我凝着他的脸,试探着问:“那我给你做?”
路之遥看了我一眼,别别扭扭的:“走吧。”
“胃病不是一朝一夕能养好的,我觉得我至少得给你做两个月,不,半年……以上的养胃餐才行。”
“可以。”
“那……那你喜欢小孩子吗?
就小月亮那样的,你觉得烦吗?”
“我连换纸尿裤都学会了,你说呢?
我……”路之遥似乎有些难为情,突然加快了脚步,但我却明白他未说完的话。
他喜欢小孩,或者说喜欢人气,喜欢回到家不再是空荡荡的房子,而是有热饭和家人在等他。
这样的温情他自幼缺失,渴望了太多年,也愿意真心地给付出去。
我小跑着追上去,将手慢慢塞进他手掌之中,被他一点点握紧,像是生命也重新找到了指引。
流离多年,我终于回到了路之遥的身边。
我们会拥有一个家,自此再无漂泊。
我从未想到会在这样的情况下与路之遥重逢。
阴雨前夕,法院门口。
他西装革履意气风发,我抱着嗷嗷待哺的婴儿,左脸上还有一个鲜红的巴掌印。
是我婆婆陈琳打的。
“苏瑜,我最后一次警告你,我的孙子必须留在我家。
你最好识相点,否则只会人财两空。
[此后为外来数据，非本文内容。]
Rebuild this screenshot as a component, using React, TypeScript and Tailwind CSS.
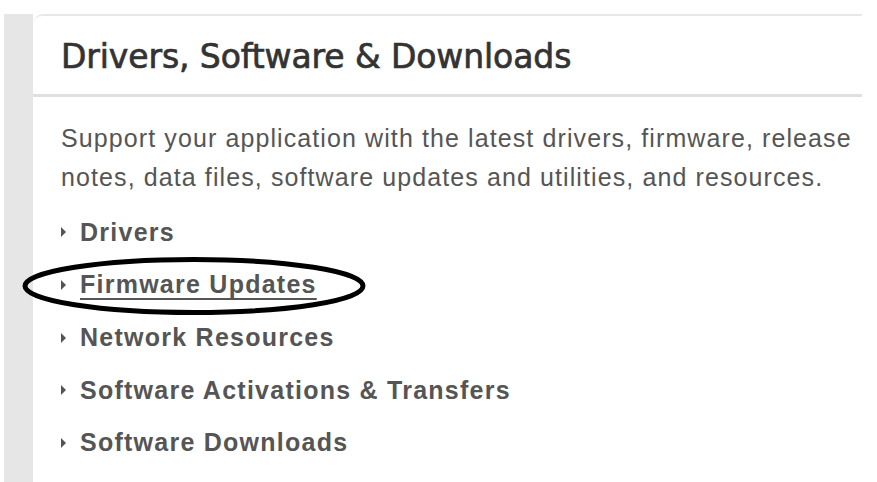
import React from "react";

const LINKS = [
    { label: "Drivers" },
    { label: "Firmware Updates", active: true },
    { label: "Network Resources" },
    { label: "Software Activations & Transfers" },
    { label: "Software Downloads" },
];

function Caret() {
    return (
        <svg width="5" height="10" viewBox="0 0 5 10" className="mr-[14px] shrink-0">
            <path d="M0 0 L5 5 L0 10 Z" fill="#555" />
        </svg>
    );
}

export default function App() {
    return (
        <main className="h-[482px] w-[877px] overflow-hidden bg-white pt-[14px] pl-[4px]">
            <div className="flex h-full">
                {/* left gray rail */}
                <div className="w-[29px] shrink-0 bg-[#e6e6e6]" />

                {/* panel */}
                <section className="mr-[15px] flex-1 rounded-tl-[10px] border-t-2 border-[#e8e8e8] bg-white">
                    <header className="flex h-[81px] items-center border-b-[3px] border-[#e0e0e0] pl-[28px] pt-[4px]">
                        <h1 className="font-['DejaVu_Sans',sans-serif] text-[33px] font-normal tracking-[-0.1px] text-[#333] [-webkit-text-stroke:0.7px_#333]">
                            Drivers, Software &amp; Downloads
                        </h1>
                    </header>

                    <div className="pl-[28px] pt-[22px]">
                        <p className="font-['Liberation_Sans',Arial,sans-serif] text-[25px] leading-[39px] tracking-[1.1px] text-[#555]">
                            Support your application with the latest drivers, firmware, release
                            <br />
                            notes, data files, software updates and utilities, and resources.
                        </p>

                        <ul className="mt-[9px]">
                            {LINKS.map((l) => (
                                <li key={l.label} className="relative flex h-[52.7px] items-center">
                                    <Caret />
                                    <a
                                        href="#"
                                        className={
                                            "font-['Liberation_Sans',Arial,sans-serif] text-[25px] font-bold tracking-[1.25px] text-[#555] " +
                                            (l.active ? "underline decoration-2 underline-offset-[5px]" : "no-underline")
                                        }
                                    >
                                        {l.label}
                                    </a>
                                    {l.active && (
                                        <svg
                                            width="350"
                                            height="62"
                                            viewBox="0 0 350 62"
                                            className="pointer-events-none absolute left-[-42px] top-[-4px]"
                                        >
                                            <ellipse
                                                cx="175"
                                                cy="31"
                                                rx="169"
                                                ry="26.5"
                                                fill="none"
                                                stroke="#000"
                                                strokeWidth="5"
                                            />
                                        </svg>
                                    )}
                                </li>
                            ))}
                        </ul>
                    </div>
                </section>
            </div>
        </main>
    );
}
”
她愤愤走远,我怔立在原地,抬眼间对上远处的人。
路之遥比我上次见他时瘦了些,颧骨微凸,看上去严峻冷肃,很适合做律师。
“苏小姐这是要打离婚官司吗?
如果有需要,我乐意效劳。”
他客气地说,顺手递过来一张名片,上头写着“先河律师事务所”。
是本市很有名的律所,是我连法律咨询都做不起的程度。
但我还是接过,轻声道了谢。
他抬步离开,同行的人小声问他:“是认识的人吗?
可以跟老大拿个优惠价。”
“招揽成了咱们的客户,不就认识了吗?”
“哈哈哈,看不出路律这么敬业啊!
这还是第一次见你主动给人发名片的……”第一次吗?
哦,从前路之遥是说过,要把做律师之后的第一张名片给我,让我成为他全新未来的持有者。
我当时靠在他怀里,幸福得像是拥有了全世界。
最后,却亲手弄丢了我的全世界。
怀里的孩子动了动,发出细小如猫儿的哭泣。
因为是早产儿,哪怕长到五个月了,还是连哭声都比别人小。
但她又似乎天生的很懂事,在我被人羞辱时安静地睡着,此刻才因为饥饿醒来。
我抱着她走进卫生间,将背包放在洗手池上,找了个隔间给她喂奶。
她饭量不大,几分钟后便吃饱了,睁着黑溜溜的眼睛看我。
那双眼睛真的很像她的父亲陈思恒,专注看人时总有种真诚的天真。
谈不上欺骗,但我当初下定决心嫁给陈思恒时,很大一部分原因也是因为相信他。
不想,却落得如此下场。
……阴沉了一下午的天终于降下雨来,很快浇湿我的头发。
我解开衣服将孩子裹在怀里,站在路边等公交,半晌只等来了路之遥的黑色大众。
他降下车窗,侧头对着我喊:“上车!”
孩子从刚才就开始哭闹了,我再顾不了那么多,迅速淌过水坑踏进了他车里。
路之遥扔给我一条毛巾,听我哄了一会孩子,在红灯前停下车子,扯了扯领带。
“这样的大雨天将你们母子随便扔下……呵,苏瑜,这就是你当初狠心甩掉我也要嫁的男人吗?”
冷硬的声音落在车厢内,很快被嘈杂的雨声淹没。
我低着头,装作没听到。
只在心里无声叹息,是啊,可是他死了。
陈思恒于一个月前因尿毒症去世。
在此之前已经缠绵病榻三个月,受尽折磨。
临死前瘦的皮包骨,只剩一双眼睛大而空洞,拉着我的手不住地说对不起。
在他安葬后的第二天,我婆婆陈琳提出要让我离开家,孩子留下。
我起初以为她是怕我带着孩子改嫁,便诚恳地向她保证在孩子成年之前我都不会再婚。
这是实话,从答应嫁给陈思恒的那一刻,我就已经决定将“爱情”从我的生命中剔除。
我不爱陈思恒,但我很感激他,也尽力做好一个妻子的本分。
包括配合他去做试管婴儿。
其中的苦楚折磨我从不抱怨半分,陈思恒却看在眼里,每次都会抱着我说辛苦说谢谢。
当然,说的最多的还是抱歉。
但其实,他是一个九十九分的好丈夫。
对家庭负责,对我包容爱护,所有的纪念日从不缺席。
……唯一扣掉的那一分,大概就是他始终不能很好的调和婆媳关系。
陈琳是家中独女,父亲是当地小有名气的企业家,从小被如珠如宝地养大,性格骄纵。
大学时看上了出身清贫但成绩优秀的同班男同学,威逼利诱地拉对方做了上门女婿,便是陈思恒的父亲了。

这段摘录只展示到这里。